Team up with friends and family
There’s no rule that says real estate investing has to be a solo entrepreneur activity. If you have friends or family members who are also interested in real estate investing and want to try pooling resources with you, this can be a great way to increase your price range or even buy a house with all cash if you have enough partners or enough money available.
Some groups of investors in larger markets where real estate is expensive will look to less expensive markets where they can realistically bring an all-cash offer to the table. It helps to know something about the area where you’re investing, of course, but the other advantage to teaming up with other people is that their networks and their experiences will vary. Your office coffee buddy might know about a great vacation rental spot where she went to college. And companies like Roofstock are making it easy to find rental properties with tenants already living in them all over the country.
Could crowdfunding be for you?
It seems obvious that there are huge opportunities for crowdfunded real estate, but many would-be investors don’t even know it exists. The idea is similar to teaming up with friends and family, only on a much bigger scale, which increases your options.

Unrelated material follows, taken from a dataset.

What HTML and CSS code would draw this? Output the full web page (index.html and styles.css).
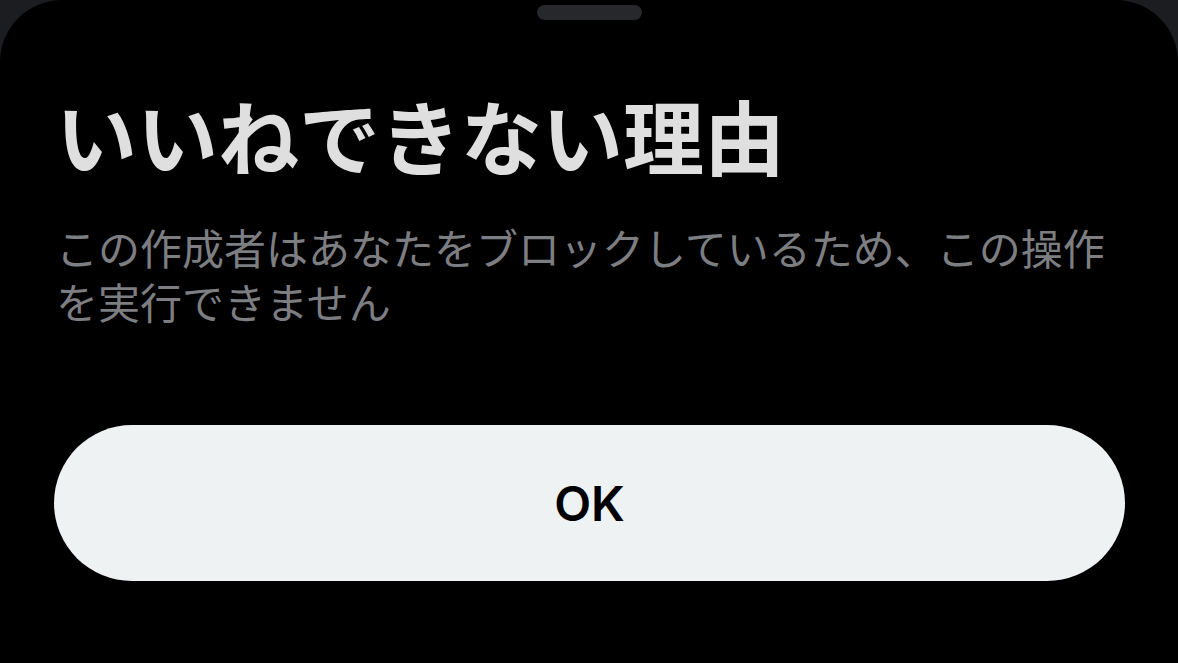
FILE: index.html
```html
<!DOCTYPE html>
<html lang="ja">
<head>
<meta charset="utf-8">
<link rel="stylesheet" href="styles.css">
</head>
<body>
<div class="sheet">
  <div class="handle"></div>
  <h1 class="title">いいねできない理由</h1>
  <p class="desc">この作成者はあなたをブロックしているため、この操作を実行できません</p>
  <button class="ok">OK</button>
</div>
</body>
</html>
```
FILE: styles.css
```css
html, body {
  margin: 0;
  padding: 0;
  background: #1c1d20;
  width: 1178px;
  height: 663px;
  overflow: hidden;
}
.sheet {
  position: relative;
  background: #000;
  height: 663px;
  border-radius: 62px 62px 0 0;
  box-sizing: border-box;
  padding: 0 53px 0 54px;
  display: flex;
  flex-direction: column;
  font-family: "Noto Sans CJK JP", "Noto Sans", sans-serif;
}
.handle {
  align-self: center;
  width: 105px;
  height: 15px;
  border-radius: 8px;
  background: #26282c;
  margin-top: 5px;
}
.title {
  margin: 62px 0 0 2px;
  font-size: 81px;
  line-height: 104px;
  font-weight: 700;
  color: #dfdfdf;
  letter-spacing: 0;
}
.desc {
  margin: 34px 0 0 2px;
  font-size: 42px;
  line-height: 54px;
  color: #7c7e82;
  font-weight: 400;
}
.ok {
  margin-top: 97px;
  width: 1071px;
  height: 156px;
  border: none;
  border-radius: 78px;
  background: #eff2f3;
  color: #000;
  font-family: Inter, "Noto Sans", sans-serif;
  font-weight: 600;
  font-size: 48px;
  padding: 0;
}
```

Crowdfunded real estate comes in all shapes and sizes. A REIT is a form of crowdfunding that’s been around for a long time, but there are also crowdfunding platforms for commercial, multifamily, residential, rental, and even for down payments on homes. There are dozens of websites with lots of options, and you don’t need thousands of dollars to jump in — usually a few hundred will work just fine.
Building wealth through real estate is an accessible avenue to financial independence for everyone, even (especially!) millennials. By researching and exploring all options, then jumping in with both feet, you’ll find that it’s a wide-open opportunity for you, too!